EQC has changed it’s Apportionment information yet again, and removed an important review provision

Yesterday EQC made major changes to the wording of its web page on apportionment (here). The information now available is less than what was put up on the 4th of December.

If you are new to apportionment,  information on the current page will not give you as good a picture of what apportionment is as the earlier material.

Of great importance is removal of information from the earlier version on what to do if you didn’t agree with your apportionment assessment:

What to do if you don’t agree with how damage has been apportioned

Where EQC hasn't done a physical assessment of damage after each event, we generally work out apportionment by allocating a proportion of the total damage value to each event (rather than allocating specific damage – such as broken tiles – to an event).

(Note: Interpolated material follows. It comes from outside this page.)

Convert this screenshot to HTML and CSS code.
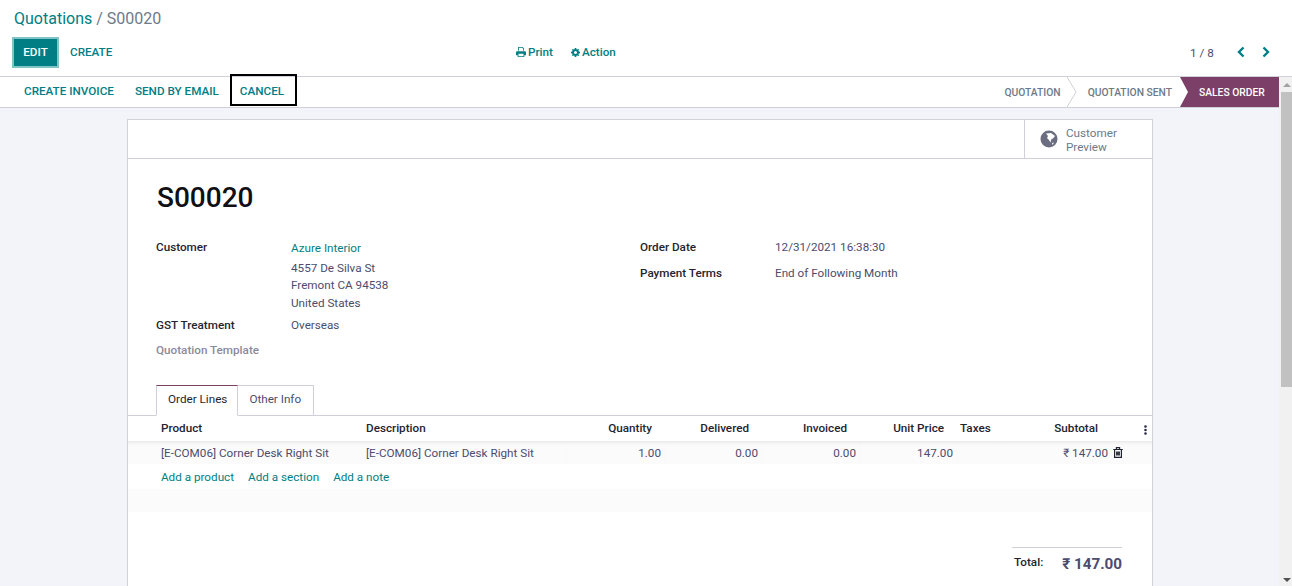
FILE: index.html
```html
<!DOCTYPE html>
<html lang="en">
<head>
    <meta charset="UTF-8">
    <title>Quotations / S00020</title>
    <link rel="stylesheet" href="styles.css">
</head>
<body>
    <header class="control-panel">
        <div class="breadcrumb"><a class="link">Quotations</a> <span class="crumb-sep">/</span> <span class="crumb-active">S00020</span></div>
        <div class="cp-row">
            <div class="cp-buttons">
                <button class="btn btn-primary">EDIT</button>
                <button class="btn btn-plain">CREATE</button>
            </div>
            <div class="cp-actions">
                <span class="cp-action">
                    <svg class="icon" viewBox="0 0 12 12" width="10" height="10"><path fill="#017e84" d="M2.500 0h5.500l1.500 1.500v3h-1V2.300L7.600 1H3.500v3.500h-1zM1.500 5h9A1.500 1.500 0 0 1 12 6.500V10h-2v2H2v-2H0V6.500A1.500 1.500 0 0 1 1.500 5zM3 8v3h6V8z"/></svg>
                    Print
                </span>
                <span class="cp-action">
                    <svg class="icon" viewBox="0 0 12 12" width="9" height="9"><path fill="#017e84" fill-rule="evenodd" d="M5 0h2l.3 1.600 1.100.5L9.800 1.200l1 1-.9 1.400.5 1.100L12 5v2l-1.600.3-.5 1.100.9 1.400-1 1-1.400-.9-1.100.5L7 12H5l-.3-1.600-1.100-.5-1.400.9-1-1 .9-1.400-.5-1.100L0 7V5l1.600-.3.500-1.100-.9-1.400 1-1 1.400.9 1.100-.5zM6 4a2 2 0 1 0 0 4 2 2 0 0 0 0-4z"/></svg>
                    Action
                </span>
            </div>
            <div class="pager">
                <span class="pager-count">1 / 8</span>
                <svg class="pager-arrow" viewBox="0 0 10 12" width="10" height="12"><path d="M7.500 1.500 3 6l4.500 4.500" /></svg>
                <svg class="pager-arrow" viewBox="0 0 10 12" width="10" height="12"><path d="M2.500 1.500 7 6l-4.500 4.500" /></svg>
            </div>
        </div>
    </header>

    <div class="workspace">
        <div class="main">
            <div class="statusbar">
                <div class="status-buttons">
                    <button class="btn-status">CREATE INVOICE</button>
                    <button class="btn-status">SEND BY EMAIL</button>
                    <button class="btn-status btn-focus">CANCEL</button>
                </div>
                <div class="stages">
                    <span class="stage stage-first">QUOTATION</span>
                    <span class="stage-chevron">
                        <svg viewBox="0 0 10 30" width="10" height="30"><path d="M0 0l9 15L0 30" fill="none" stroke="#cfd0d8"/></svg>
                    </span>
                    <span class="stage stage-sent">QUOTATION SENT</span>
                    <span class="stage stage-current">SALES ORDER</span>
                </div>
            </div>

            <div class="sheet-area">
                <div class="sheet">
                    <div class="button-box">
                        <div class="stat-button">
                            <svg class="globe" viewBox="0 0 18 18" width="18" height="18"><circle cx="9" cy="9" r="8.500" fill="#6b6d80"/><path fill="#fff" d="M6 3.500 11 3l4 3-2 2.500-1.500.5-1 3.500L9 10 7 8l1-2zM12 13l2-.5-1.500 2.500z"/></svg>
                            <span class="stat-text">Customer<br>Preview</span>
                        </div>
                    </div>

                    <h1 class="doc-name">S00020</h1>

                    <div class="form-groups">
                        <div class="form-col">
                            <div class="field">
                                <span class="field-label">Customer</span>
                                <div class="field-value">
                                    <a class="link customer-link">Azure Interior</a>
                                    <div class="address">4557 De Silva St<br>Fremont CA 94538<br>United States</div>
                                </div>
                            </div>
                            <div class="field field-gst">
                                <span class="field-label">GST Treatment</span>
                                <div class="field-value">Overseas</div>
                            </div>
                            <div class="field field-template">
                                <span class="field-label field-muted">Quotation Template</span>
                            </div>
                        </div>
                        <div class="form-col form-col-right">
                            <div class="field">
                                <span class="field-label">Order Date</span>
                                <div class="field-value">12/31/2021 16:38:30</div>
                            </div>
                            <div class="field field-terms">
                                <span class="field-label">Payment Terms</span>
                                <div class="field-value">End of Following Month</div>
                            </div>
                        </div>
                    </div>

                    <div class="tabs">
                        <span class="tab tab-active">Order Lines</span>
                        <span class="tab">Other Info</span>
                    </div>

                    <table class="lines">
                        <colgroup>
                            <col class="c-product"><col class="c-desc"><col class="c-qty"><col class="c-delivered"><col class="c-invoiced"><col class="c-price"><col class="c-taxes"><col class="c-sub"><col class="c-opt">
                        </colgroup>
                        <thead>
                            <tr>
                                <th>Product</th>
                                <th>Description</th>
                                <th class="num">Quantity</th>
                                <th class="num">Delivered</th>
                                <th class="num">Invoiced</th>
                                <th class="num">Unit Price</th>
                                <th class="th-taxes">Taxes</th>
                                <th class="num th-subtotal">Subtotal</th>
                                <th class="opt">
                                    <svg class="kebab" viewBox="0 0 3 10" width="3" height="10"><circle cx="1.500" cy="1.500" r="1.300"/><circle cx="1.500" cy="5" r="1.300"/><circle cx="1.500" cy="8.500" r="1.300"/></svg>
                                </th>
                            </tr>
                        </thead>
                        <tbody>
                            <tr class="line">
                                <td>[E-COM06] Corner Desk Right Sit</td>
                                <td>[E-COM06] Corner Desk Right Sit</td>
                                <td class="num">1.00</td>
                                <td class="num">0.00</td>
                                <td class="num">0.00</td>
                                <td class="num">147.00</td>
                                <td></td>
                                <td class="num">₹ 147.00</td>
                                <td class="opt">
                                    <svg class="trash" viewBox="0 0 10 11" width="10" height="11"><path fill="none" stroke="#1f2430" stroke-width="1.200" d="M1.600 2.500V10.400h6.800V2.500M.2 2.500h9.600M3.400 2.500V.7h3.200v1.800M3.700 4.500v4M5 4.500v4M6.300 4.500v4"/></svg>
                                </td>
                            </tr>
                            <tr class="add-row">
                                <td colspan="9"><a class="link">Add a product</a><a class="link">Add a section</a><a class="link">Add a note</a></td>
                            </tr>
                            <tr class="blank-row"><td colspan="9"></td></tr>
                        </tbody>
                    </table>

                    <div class="totals">
                        <div class="total-box">
                            <span class="total-label">Total:</span>
                            <span class="total-value">₹ 147.00</span>
                        </div>
                    </div>
                </div>
            </div>
        </div>

        <div class="scrollbar">
            <span class="scroll-arrow scroll-up"></span>
            <span class="scroll-thumb"></span>
            <span class="scroll-arrow scroll-down"></span>
        </div>
    </div>
</body>
</html>
```

FILE: styles.css
```css
* {
    box-sizing: border-box;
}

html, body {
    height: 100%;
    margin: 0;
    overflow: hidden;
}

body {
    display: flex;
    flex-direction: column;
    background-color: #fff;
    color: #4c4c6d;
    font-family: Roboto, "Liberation Sans", sans-serif;
    font-size: 11.700px;
}

.link {
    color: #017e84;
}

/* top panel */
.control-panel {
    height: 77px;
    flex: none;
    padding: 8px 0 0 12px;
    border-bottom: 1px solid #cfd0d8;
}

.breadcrumb {
    padding-left: 2px;
    font-size: 16px;
    line-height: 21px;
}

.crumb-sep, .crumb-active {
    color: #6c7a8a;
}

.cp-row {
    display: flex;
    align-items: center;
    margin-top: 8px;
}

.cp-buttons {
    display: flex;
    align-items: center;
    width: 498px;
    flex: none;
}

.btn {
    border: 0;
    padding-bottom: 2px;
    font-family: inherit;
    font-size: 11.700px;
    font-weight: 500;
}

.btn-primary {
    width: 47px;
    height: 31px;
    background-color: #017e84;
    border: 2px solid #7fc5c8;
    color: #fff;
}

.btn-plain {
    margin-left: 2px;
    padding: 0 9px 2px;
    background: none;
    color: #017e84;
}

.cp-actions {
    display: flex;
    flex: none;
    gap: 18px;
    margin-top: -1px;
    padding-left: 6px;
    width: 680px;
}

.cp-action {
    display: flex;
    align-items: center;
    gap: 2px;
    color: #017e84;
    font-weight: 500;
}

.pager {
    display: flex;
    flex: none;
    align-items: center;
}

.pager-count {
    margin-right: 7px;
    white-space: nowrap;
}

.pager-arrow {
    flex: none;
    margin: -1px 0 0 15px;
    fill: none;
    stroke: #017e84;
    stroke-width: 2.400;
}

/* below the panel */
.workspace {
    flex: 1;
    display: flex;
    min-height: 0;
}

.main {
    flex: 1;
    min-width: 0;
    display: flex;
    flex-direction: column;
    background-color: #f3f4fa;
}

.statusbar {
    flex: none;
    height: 31px;
    display: flex;
    justify-content: space-between;
    background-color: #fff;
    border-bottom: 1px solid #cfd0d8;
}

.status-buttons {
    display: flex;
    padding-left: 14px;
}

.btn-status {
    height: 32px;
    margin-top: -3px;
    padding: 2px 8px 0;
    background: none;
    border: 2px solid transparent;
    color: #017e84;
    font-family: inherit;
    font-size: 11.700px;
    font-weight: 500;
}

.btn-status + .btn-status {
    margin-left: 1px;
}

.btn-focus {
    width: 67px;
    border-color: #000;
    text-align: left;
}

.stages {
    display: flex;
    align-items: stretch;
}

.stage {
    display: flex;
    align-items: center;
    padding: 0 8px;
    color: #6c7a8a;
    font-size: 10.300px;
    font-weight: 500;
}

.stage-first {
    padding-right: 6px;
}

.stage-chevron {
    display: flex;
}

.stage-sent {
    padding-left: 11px;
}

.stage-current {
    width: 99px;
    padding-left: 19px;
    padding-right: 0;
    background-color: #7c3f67;
    clip-path: polygon(0 0, 100% 0, 100% 100%, 0 100%, 8px 50%);
    color: #fff;
}

.sheet-area {
    flex: 1;
    min-height: 0;
    overflow: hidden;
    padding: 11px 126px 0 127px;
}

.sheet {
    height: 600px;
    background-color: #fff;
    border: 1px solid #cfd0d8;
}

.button-box {
    display: flex;
    justify-content: flex-end;
    height: 39px;
    border-bottom: 1px solid #cfd0d8;
}

.stat-button {
    width: 128px;
    display: flex;
    align-items: center;
    padding-left: 15px;
    border-left: 1px solid #cfd0d8;
    color: #6c7a8a;
}

.stat-text {
    margin: 2px 0 0 8px;
    line-height: 14px;
}

.globe {
    flex: none;
}

.doc-name {
    margin: 22px 0 0 29px;
    color: #0f0f14;
    font-size: 28px;
    font-weight: 500;
    line-height: 34px;
}

.form-groups {
    display: flex;
    margin: 24px 0 0 28px;
}

.form-col {
    width: 484px;
}

.field {
    display: flex;
}

.field-label {
    width: 135px;
    flex: none;
    color: #1f2430;
    font-weight: 500;
    line-height: 17px;
}

.field-value {
    line-height: 17px;
}

.customer-link {
    display: block;
    padding-top: 1px;
}

.address {
    margin-top: 2.800px;
    line-height: 17.500px;
}

.field-gst {
    margin-top: 4.700px;
}

.field-template {
    margin-top: 8px;
}

.field-muted {
    width: auto;
    color: #8a8a9c;
}

.field-terms {
    margin-top: 9px;
}

.tabs {
    display: flex;
    margin: 26px 0 0 28px;
    height: 30px;
}

.tab {
    display: flex;
    align-items: center;
    height: 31px;
    padding: 0 12px 2px 11px;
    border: 1px solid #cfd0d8;
    border-left-width: 0;
}

.tab-active {
    padding-right: 10px;
    border-left-width: 1px;
    border-top-color: #7c3f67;
    border-bottom-color: #fff;
    color: #1f2430;
    position: relative;
    z-index: 1;
}

.lines {
    width: 100%;
    border-collapse: collapse;
    table-layout: fixed;
    border-top: 1px solid #cfd0d8;
}

.c-product { width: 234px; }
.c-desc { width: 204px; }
.c-qty { width: 99px; }
.c-delivered { width: 97px; }
.c-invoiced { width: 98px; }
.c-price { width: 97px; }
.c-taxes { width: 43px; }
.c-sub { width: 112px; }
.c-opt { width: 40px; }

.lines th {
    height: 26px;
    padding: 0 13px 2px 4px;
    color: #1f2430;
    font-weight: 500;
    text-align: left;
    white-space: nowrap;
    background-color: #fff;
}

.lines td {
    padding: 0 4px;
}

.lines th:first-child, .lines td:first-child {
    padding-left: 33px;
}

.lines .num {
    text-align: right;
}

.lines th.th-taxes {
    padding-left: 3px;
}

.lines th.th-subtotal {
    padding-right: 14px;
}

.lines th.opt {
    padding: 0 5px 0 0;
    text-align: right;
}

.kebab {
    display: inline-block;
    vertical-align: middle;
    fill: #2b2f45;
}

.lines .line td {
    height: 23px;
    background-color: #fbfbfc;
    box-shadow: inset 0 4px 4px -3px rgba(0, 0, 0, 0.10);
}

.lines .line td.opt {
    padding: 0 0 0 1px;
}

.trash {
    display: block;
}

.lines .add-row td {
    height: 25px;
    padding-left: 33px;
}

.add-row .link {
    margin-right: 14px;
}

.lines .blank-row td {
    height: 23px;
    background-color: #fbfbfc;
}

.totals {
    display: flex;
    justify-content: flex-end;
    padding: 35px 30px 0 0;
}

.total-box {
    width: 110px;
    display: flex;
    justify-content: space-between;
    align-items: center;
    padding: 7px 0 0 2px;
    border-top: 1px solid #cfd0d8;
}

.total-label {
    margin-bottom: 4px;
    color: #1f2430;
    font-weight: 500;
}

.total-value {
    font-size: 15.200px;
    font-weight: 700;
}

.scrollbar {
    width: 13px;
    flex: none;
    position: relative;
    background-color: #f1f1f1;
}

.scroll-thumb {
    position: absolute;
    top: 15px;
    left: 2px;
    width: 11px;
    height: 295px;
    background-color: #c1c1c1;
}

.scroll-arrow {
    position: absolute;
    left: 4px;
    border-left: 4px solid transparent;
    border-right: 4px solid transparent;
}

.scroll-up {
    top: 6px;
    border-bottom: 4px solid #a3a3a3;
}

.scroll-down {
    bottom: 4px;
    border-top: 4px solid #505050;
}
```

If you think you've been adversely affected by EQC’s apportionment of damage and you have evidence of damage on certain dates (eg, photographs), you can provide these to EQC and ask us to reconsider your apportionment.

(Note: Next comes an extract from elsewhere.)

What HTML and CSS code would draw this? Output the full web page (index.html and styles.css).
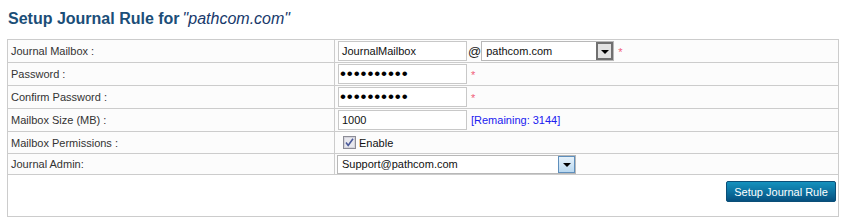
FILE: index.html
```html
<!DOCTYPE html>
<html>
<head>
<meta charset="utf-8">
<link rel="stylesheet" href="styles.css">
</head>
<body>
<h1 class="title">Setup Journal Rule for<em>"pathcom.com"</em></h1>
<table class="form">
  <tr class="r1">
    <td class="lbl">Journal Mailbox :</td>
    <td class="val">
      <div class="line">
        <span class="inp">JournalMailbox</span>
        <span class="at">@</span>
        <span class="sel sel1"><span class="sel-text">pathcom.com</span><span class="sel-btn"><i class="tri"></i></span></span>
        <span class="req">*</span>
      </div>
    </td>
  </tr>
  <tr class="r1">
    <td class="lbl">Password :</td>
    <td class="val"><div class="line"><span class="inp pw">••••••••••</span><span class="req req2">*</span></div></td>
  </tr>
  <tr class="r1">
    <td class="lbl">Confirm Password :</td>
    <td class="val"><div class="line"><span class="inp pw">••••••••••</span><span class="req req2">*</span></div></td>
  </tr>
  <tr class="r1">
    <td class="lbl">Mailbox Size (MB) :</td>
    <td class="val"><div class="line"><span class="inp">1000</span><span class="remain">[Remaining: 3144]</span></div></td>
  </tr>
  <tr class="r2">
    <td class="lbl">Mailbox Permissions :</td>
    <td class="val"><div class="line chk-line"><span class="chk"><svg width="13" height="13" viewBox="0 0 13 13"><rect x="0.5" y="0.5" width="12" height="12" fill="#e8e8ee" stroke="#8c8c96"/><rect x="1.5" y="1.5" width="10" height="10" fill="none" stroke="#d4d4dc"/><path d="M3 6.5 L5.2 9.5 L10 2.8" fill="none" stroke="#4a5a9a" stroke-width="1.6"/></svg></span><span class="enable">Enable</span></div></td>
  </tr>
  <tr class="r3">
    <td class="lbl">Journal Admin:</td>
    <td class="val"><div class="line"><span class="sel sel2"><span class="sel-text">Support@pathcom.com</span><span class="sel-btn"><i class="tri"></i></span></span></div></td>
  </tr>
  <tr class="r4">
    <td colspan="2" class="actions"><div class="btn-wrap"><span class="btn">Setup Journal Rule</span></div></td>
  </tr>
</table>
</body>
</html>
```
FILE: styles.css
```css
html, body {
  margin: 0;
  padding: 0;
  background: #ffffff;
}
body {
  padding: 0 9px 0 7px;
  font-family: "Liberation Sans", Arial, sans-serif;
}
.title {
  margin: 0;
  padding: 10px 0 0 1px;
  height: 39px;
  box-sizing: border-box;
  font-family: "Liberation Sans", Arial, sans-serif;
  font-size: 16px;
  font-weight: bold;
  color: #1b4e78;
  line-height: 18px;
}
.title em {
  font-style: italic;
  font-weight: normal;
  color: #17396b;
  margin-left: 3px;
}
.form {
  width: 832px;
  border-collapse: collapse;
  font-family: "Liberation Sans", Arial, sans-serif;
  font-size: 11px;
  color: #333;
}
.form td {
  border: 1px solid #cccccc;
  padding: 0;
  background: #fcfcfc;
}
.r1 td { height: 22px; }
.r2 td { height: 21px; }
.r3 td { height: 20px; }
.r4 td { height: 41px; background: #ffffff; }
.lbl {
  width: 323px;
  padding-left: 3px !important;
  color: #333;
}
.val {
  padding-left: 3px !important;
}
.line {
  display: flex;
  align-items: center;
}
.inp {
  box-sizing: border-box;
  width: 129px;
  height: 20px;
  border: 1px solid #c8c8c8;
  background: #fff;
  font-size: 11px;
  color: #111;
  padding: 0 3px;
  line-height: 18px;
  display: flex;
  align-items: center;
  overflow: hidden;
}
.inp.pw {
  font-family: "Liberation Sans", Arial, sans-serif;
  font-size: 17px;
  letter-spacing: 0.9px;
  color: #000;
  padding-left: 1px;
}
.at {
  font-size: 13px;
  color: #222;
  margin-left: 1px;
  margin-right: 0;
}
.sel {
  box-sizing: border-box;
  display: flex;
  align-items: center;
  height: 20px;
  border: 1px solid #b8b8b8;
  background: #fff;
  font-size: 11px;
  color: #111;
}
.sel1 { width: 133px; }
.sel2 { width: 239px; height: 19px; margin-left: -1px; }
.sel-text {
  flex: 1;
  padding-left: 4px;
}
.sel-btn {
  box-sizing: border-box;
  width: 17px;
  height: 100%;
  display: flex;
  align-items: center;
  justify-content: center;
}
.sel1 .sel-btn {
  background: #e2e2e2;
  border: 2px solid #707070;
}
.sel2 .sel-btn {
  background: linear-gradient(#e6f2fb, #b9d8f0);
  border: 1px solid #5f8fbc;
}
.tri {
  width: 0;
  height: 0;
  border-left: 4px solid transparent;
  border-right: 4px solid transparent;
  border-top: 4px solid #000;
  margin-top: 2px;
}
.req {
  color: #f0607a;
  font-size: 11px;
  margin-left: 4px;
  position: relative;
  top: 1px;
}
.req2 { margin-left: 4px; }
.remain {
  color: #2020f0;
  font-size: 11px;
  margin-left: 4px;
}
.chk-line { padding-left: 5px; }
.chk { display: flex; }
.enable {
  font-size: 11px;
  color: #111;
  margin-left: 3px;
}
.actions { padding: 0 2px 0 0 !important; vertical-align: top; }
.btn-wrap {
  display: flex;
  justify-content: flex-end;
  padding-top: 6px;
}
.btn {
  box-sizing: border-box;
  width: 110px;
  height: 21px;
  background: linear-gradient(#1592be, #0c6f9e 55%, #06507f);
  border: 1px solid #0b4f78;
  border-radius: 2px;
  color: #ffffff;
  font-size: 11px;
  display: flex;
  align-items: center;
  justify-content: center;
}
```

This is missing from the latest version with no explanation as to why this has occurred. Now that it is gone, does that mean the opportunity to have your assessment reconsidered has now been wiped? How can it exist one day and then just disappear the next? Surely there is a right to have some review process, especially considering the on-going gross incompetence displayed by EQC assessors over the last two years? 

The problems arising from EQC continually changing the content of it’s FAQ pages has been drawn to the attention of staff of the Office of the Auditor General. The grounds for this action were that it is a systemic problem of great importance to the general public, and that there may be issues of probity involved as well. We will have to wait to see what, if anything, happens. Sadly the long periods of time taken by public “watch dog “ organisations like the Audit Office and the Office of the Ombudsman to ponder the issues mean great harm is done while they deliberate.